Tokoh nasional Said Didu melontarkan peringatan keras tentang kondisi pertanahan nasional yang ia sebut berada dalam status “darurat agraria”. Dalam sejumlah pernyataan yang beredar luas di media sosial, ia mengklaim adanya pola sistematis perampasan tanah rakyat melalui jalur hukum berlapis, dengan memanfaatkan kelemahan administrasi pertanahan dan celah peradilan.
Menurut Said Didu, masyarakat pemilik sertifikat sah disebut dapat kehilangan tanahnya bukan karena kalah secara fisik, melainkan karena dikalahkan secara administratif dan yuridis. Ia menyebut praktik tersebut sebagai bentuk perampokan berbaju hukum, di mana keabsahan sertifikat dapat dipatahkan bukan melalui fakta lapangan, tetapi melalui permainan dokumen.
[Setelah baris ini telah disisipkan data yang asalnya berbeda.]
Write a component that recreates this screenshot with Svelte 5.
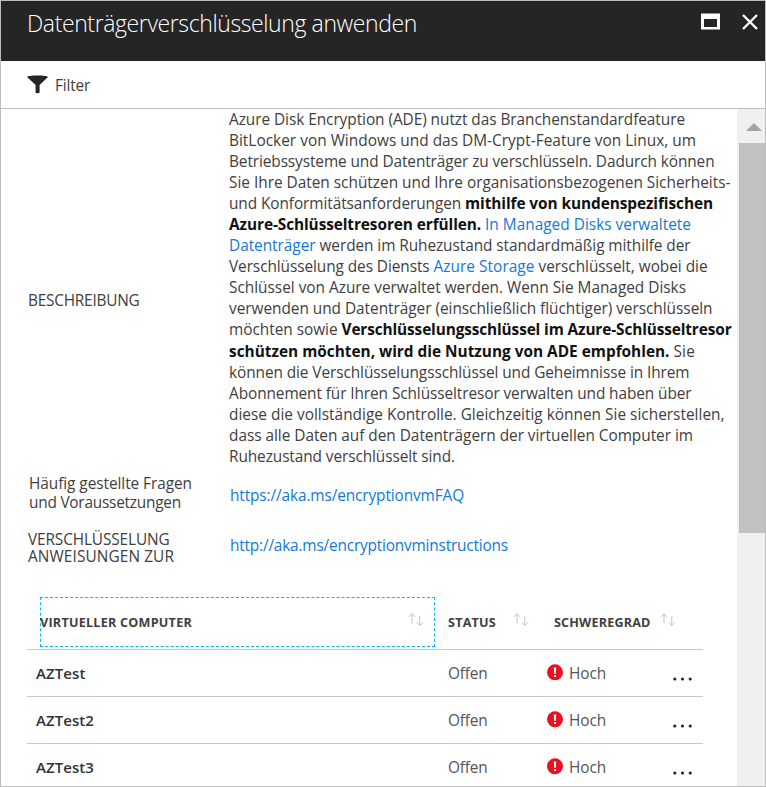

“Kalau sertifikat bisa kalah oleh rekayasa, itu berarti yang dirampas bukan hanya tanah, tapi kedaulatan hukum negara,” ujar Said Didu.
ADVERTISEMENT
SCROLL TO RESUME CONTENT
Ia menilai, persoalan agraria hari ini tidak berdiri sendiri, melainkan terkait langsung dengan lemahnya pengawasan administrasi pertanahan dan proses peradilan yang rentan manipulasi. Klaim Said Didu menyoroti dugaan adanya sertifikat ganda, gugatan fiktif di pengadilan, hingga kriminalisasi pemilik tanah sah.
Meski demikian, semua tuduhan tersebut masih bersifat klaim personal dan belum diuji secara hukum. Hingga berita ini diturunkan, belum ada pernyataan resmi dari institusi negara maupun pihak-pihak yang disinggung dalam pernyataan Said Didu. Redaksi menegaskan bahwa asas praduga tak bersalah tetap berlaku.
Dasar Hukum Agraria Nasional: Apa yang Seharusnya Melindungi Rakyat
Pakar agraria menyebut bahwa sistem hukum Indonesia sejatinya telah menyediakan perlindungan kuat terhadap hak milik rakyat atas tanah, setidaknya secara normatif.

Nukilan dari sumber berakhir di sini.